[start]
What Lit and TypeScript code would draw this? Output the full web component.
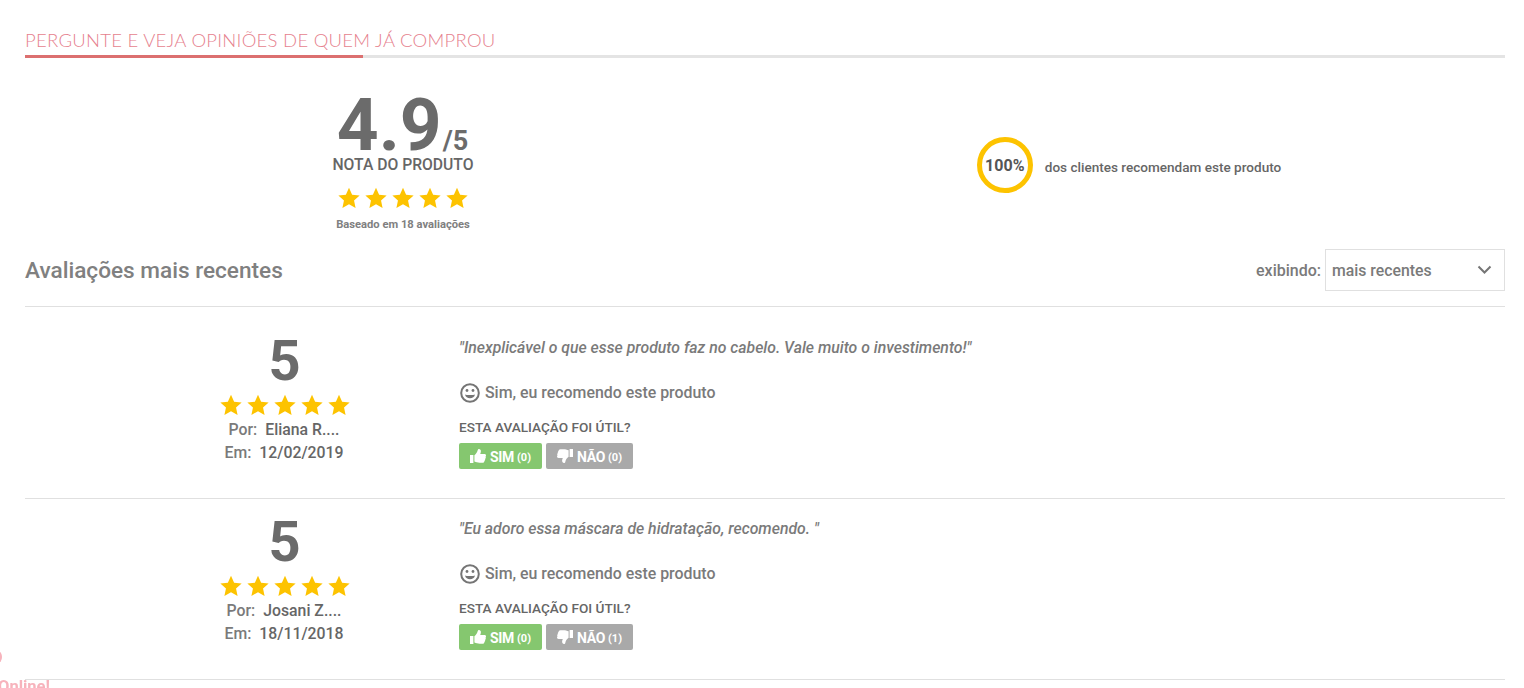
import { LitElement, html, css, svg } from "lit";
import { customElement } from "lit/decorators.js";

const star = svg`<path d="M12 .8l3.4 7.6 8.2.9-6.1 5.5 1.7 8.1L12 18.8l-7.2 4.1 1.7-8.1L.4 9.3l8.2-.9z"/>`;
const stars = html`${[0, 1, 2, 3, 4].map(
  () => html`<svg class="star" viewBox="0 0 24 24" fill="#fdc300">${star}</svg>`
)}`;
const up = html`<svg class="th" viewBox="0 0 16 14" fill="#fff"><path d="M0 6h3.4v8H0zM4.4 6.2C6 5 7.2 3.4 7.6 1.6 7.8.6 8.2 0 9 0c1.200 0 1.900 1 1.900 2.200 0 1-.4 2-.7 2.800h4.300c.9 0 1.500.6 1.500 1.400 0 .5-.2.900-.5 1.200.2.300.3.600.3 1 0 .6-.3 1-.7 1.300.1.200.1.500.1.700 0 .6-.3 1.100-.8 1.300 0 1.100-.7 1.800-1.800 1.800H9.500c-1.800 0-3.300-.6-5.100-1.100z"/></svg>`;
const down = html`<svg class="th" viewBox="0 0 16 14" fill="#fff"><path d="M12.600 8h3.400V0h-3.400zM11.600 7.800C10 9 8.800 10.600 8.400 12.400c-.2 1-.6 1.600-1.400 1.600-1.200 0-1.900-1-1.900-2.200 0-1 .4-2 .7-2.800H1.500C.6 9 0 8.400 0 7.600c0-.5.2-.9.500-1.200-.2-.3-.3-.6-.3-1 0-.6.3-1 .7-1.300-.1-.2-.1-.5-.1-.7 0-.6.3-1.100.8-1.300C1.600.9 2.300.2 3.400.2h3.100c1.800 0 3.300.6 5.100 1.100z"/></svg>`;
const smile = html`<svg class="smile" viewBox="0 0 20 20" fill="none" stroke="#757575"><circle cx="10" cy="10" r="8.800" stroke-width="2"/><circle cx="7" cy="7.500" r="1.400" fill="#757575" stroke="none"/><circle cx="13" cy="7.500" r="1.400" fill="#757575" stroke="none"/><path d="M5 11.500c1.500.7 8.500.7 10 0-.6 2.500-2.500 3.800-5 3.800s-4.400-1.300-5-3.800z" fill="#757575" stroke="none"/></svg>`;

type Review = { quote: string; by: string; date: string; no: number };
const reviews: Review[] = [
  { quote: '"Inexplicável o que esse produto faz no cabelo. Vale muito o investimento!"', by: "Eliana R....", date: "12/02/2019", no: 0 },
  { quote: '"Eu adoro essa máscara de hidratação, recomendo. "', by: "Josani Z....", date: "18/11/2018", no: 1 },
];

@customElement("app-root")
export class AppRoot extends LitElement {
  static styles = css`
    :host { display: block; height: 688px; overflow: hidden; position: relative; background: #fff; font-family: Roboto, "Liberation Sans", sans-serif; color: #7a7a7a; }
    .page { padding: 29px 19px 0 25px; }
    .title { font-family: Lato, sans-serif; font-weight: 300; font-size: 18.500px; letter-spacing: .27px; line-height: 22px; color: #e67f8e; height: 23px; white-space: nowrap; }
    .rule { margin-top: 3px; height: 3px; background: #e4e4e4; }
    .rule div { width: 338px; height: 3px; background: #dc7070; }
    .summary { display: grid; grid-template-columns: 726px 726px; padding-left: 15px; height: 191px; }
    .score { display: flex; flex-direction: column; align-items: center; }
    .big { margin-top: 29px; height: 70px; line-height: 76px; font-size: 73px; font-weight: 700; color: #6b6b6b; white-space: nowrap; margin-right: 1px; }
    .big span { font-size: 27px; line-height: 26px; margin-left: 1px; }
    .nota { font-size: 15.700px; font-weight: 500; line-height: 20px; color: #666; margin-top: -2px; }
    .summary .stars { margin-top: 12px; }
    .stars { display: flex; gap: 5px; justify-content: center; }
    .star { width: 22px; height: 22px; display: block; }
    .base { margin-top: 9px; font-size: 11.200px; line-height: 14px; font-weight: 700; color: #808080; }
    .rec { display: flex; align-items: center; justify-content: center; gap: 12px; height: 56px; margin-top: 79px; }
    .ring { width: 56px; height: 56px; box-sizing: border-box; border: 5px solid #fdc300; border-radius: 50%; display: flex; align-items: center; justify-content: center; font-size: 16px; font-weight: 700; color: #555; }
    .rec p { margin: 4px 0 0; font-size: 13.550px; font-weight: 500; color: #666; }
    .head { display: flex; justify-content: space-between; height: 42px; padding-bottom: 15px; align-items: flex-start; border-bottom: 1px solid #e0e0e0; }
    .head h2 { margin: 9px 0 0; font-size: 22.600px; line-height: 26px; font-weight: 500; color: #808080; }
    .sort { display: flex; align-items: center; gap: 4px; font-size: 16px; font-weight: 500; }
    .select { width: 180px; height: 42px; box-sizing: border-box; border: 1px solid #e0e0e0; display: flex; align-items: center; justify-content: space-between; padding: 0 12px 0 6px; font-size: 15.800px; }
    .select svg { width: 15px; height: 10px; }
    .review { display: flex; border-bottom: 1px solid #e0e0e0; padding-top: 20px; height: 160px; }
    .review.first { padding-top: 31px; height: 160px; }
    .who { width: 348px; margin-left: 86px; margin-top: -2px; display: flex; flex-direction: column; align-items: center; font-size: 15.800px; font-weight: 500; }
    .five { font-size: 56px; font-weight: 700; line-height: 50px; color: #6b6b6b; margin-right: 1px; }
    .who .stars { margin-top: 8px; gap: 5px; }
    .line { display: flex; gap: 8px; line-height: 23px; white-space: nowrap; margin-right: 2px; }
    .stars + .line { margin-top: 2px; }
    .line b { font-weight: 500; color: #666; }
    .body { flex: 1; }
    .quote { font-size: 15.800px; font-weight: 500; font-style: italic; line-height: 20px; color: #7a7a7a; margin: 0; }
    .yes { display: flex; align-items: center; gap: 5px; margin-top: 25px; font-size: 15.900px; font-weight: 500; line-height: 20px; margin-left: 1px; }
    .smile { width: 20px; height: 20px; }
    .useful { margin-top: 15px; font-size: 13.600px; font-weight: 500; line-height: 18px; color: #666; }
    .btns { display: flex; gap: 4px; margin-top: 7px; }
    .btn { height: 26px; border-radius: 2px; display: flex; align-items: center; justify-content: center; color: #fff; font-size: 14px; font-weight: 700; gap: 4px; letter-spacing: -.3px; }
    .btn span, .btn small { padding-top: 2px; }
    .btn small { font-size: 11px; font-weight: 700; margin-left: -1px; letter-spacing: 0; }
    .btn.ok { width: 83px; background: #85c76f; }
    .btn.no { width: 87px; background: #a9a9a9; }
    .th { width: 16px; height: 14px; }
    .chat { position: absolute; left: 0; top: 0; width: 60px; height: 688px; pointer-events: none; color: #f7b3bc; filter: blur(.6px); }
    .dot { position: absolute; left: -6px; top: 651px; width: 8px; height: 12px; border-radius: 50%; background: #f7b3bc; }
    .on { position: absolute; left: -2px; top: 677px; font-size: 16.500px; font-weight: 700; white-space: nowrap; }
  `;

  render() {
    return html`
      <div class="page">
        <div class="title">PERGUNTE E VEJA OPINIÕES DE QUEM JÁ COMPROU</div>
        <div class="rule"><div></div></div>
        <section class="summary">
          <div class="score">
            <div class="big">4.9<span>/5</span></div>
            <div class="nota">NOTA DO PRODUTO</div>
            <div class="stars">${stars}</div>
            <div class="base">Baseado em 18 avaliações</div>
          </div>
          <div class="rec">
            <div class="ring">100%</div>
            <p>dos clientes recomendam este produto</p>
          </div>
        </section>
        <div class="head">
          <h2>Avaliações mais recentes</h2>
          <div class="sort">exibindo:
            <div class="select">mais recentes
              <svg viewBox="0 0 15 10" fill="none" stroke="#757575" stroke-width="2"><path d="M1.500 1.500L7.500 7.500 13.500 1.500"/></svg>
            </div>
          </div>
        </div>
        ${reviews.map(
          (r, i) => html`
            <article class="review ${i === 0 ? "first" : ""}">
              <div class="who">
                <div class="five">5</div>
                <div class="stars">${stars}</div>
                <div class="line"><span>Por:</span><b>${r.by}</b></div>
                <div class="line"><span>Em:</span><b>${r.date}</b></div>
              </div>
              <div class="body">
                <p class="quote">${r.quote}</p>
                <div class="yes">${smile}Sim, eu recomendo este produto</div>
                <div class="useful">ESTA AVALIAÇÃO FOI ÚTIL?</div>
                <div class="btns">
                  <div class="btn ok">${up}<span>SIM</span><small>(0)</small></div>
                  <div class="btn no">${down}<span>NÃO</span><small>(${r.no})</small></div>
                </div>
              </div>
            </article>
          `
        )}
      </div>
      <div class="chat"><div class="dot"></div><div class="on">Online!</div></div>
    `;
  }
}
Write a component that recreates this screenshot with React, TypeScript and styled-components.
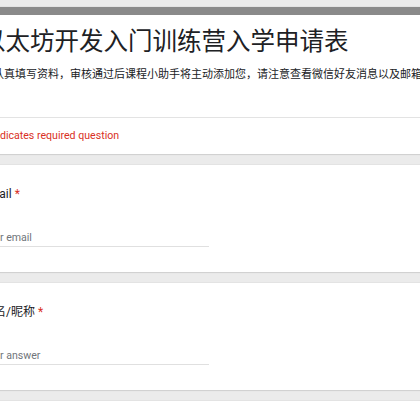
[end]
- What the task requires:
Quote, please, every line of the material above from its start through the line that has "11.500c1.500.7 8.500.7 10", reproducing the words exactly and dropping any images.

- Answer to the exercise:
What Lit and TypeScript code would draw this? Output the full web component.
import { LitElement, html, css, svg } from "lit";
import { customElement } from "lit/decorators.js";

const star = svg`<path d="M12 .8l3.4 7.6 8.2.9-6.1 5.5 1.7 8.1L12 18.8l-7.2 4.1 1.7-8.1L.4 9.3l8.2-.9z"/>`;
const stars = html`${[0, 1, 2, 3, 4].map(
  () => html`<svg class="star" viewBox="0 0 24 24" fill="#fdc300">${star}</svg>`
)}`;
const up = html`<svg class="th" viewBox="0 0 16 14" fill="#fff"><path d="M0 6h3.4v8H0zM4.4 6.2C6 5 7.2 3.4 7.6 1.6 7.8.6 8.2 0 9 0c1.200 0 1.900 1 1.900 2.200 0 1-.4 2-.7 2.800h4.300c.9 0 1.500.6 1.500 1.400 0 .5-.2.900-.5 1.200.2.300.3.600.3 1 0 .6-.3 1-.7 1.300.1.200.1.500.1.700 0 .6-.3 1.100-.8 1.300 0 1.100-.7 1.800-1.800 1.800H9.500c-1.800 0-3.300-.6-5.100-1.100z"/></svg>`;
const down = html`<svg class="th" viewBox="0 0 16 14" fill="#fff"><path d="M12.600 8h3.400V0h-3.400zM11.600 7.800C10 9 8.800 10.600 8.400 12.400c-.2 1-.6 1.600-1.400 1.600-1.200 0-1.900-1-1.900-2.200 0-1 .4-2 .7-2.800H1.500C.6 9 0 8.400 0 7.600c0-.5.2-.9.500-1.200-.2-.3-.3-.6-.3-1 0-.6.3-1 .7-1.300-.1-.2-.1-.5-.1-.7 0-.6.3-1.100.8-1.300C1.600.9 2.300.2 3.400.2h3.100c1.800 0 3.300.6 5.100 1.100z"/></svg>`;
const smile = html`<svg class="smile" viewBox="0 0 20 20" fill="none" stroke="#757575"><circle cx="10" cy="10" r="8.800" stroke-width="2"/><circle cx="7" cy="7.500" r="1.400" fill="#757575" stroke="none"/><circle cx="13" cy="7.500" r="1.400" fill="#757575" stroke="none"/><path d="M5 11.500c1.500.7 8.500.7 10 0-.6 2.500-2.500 3.800-5 3.800s-4.400-1.300-5-3.800z" fill="#757575" stroke="none"/></svg>`;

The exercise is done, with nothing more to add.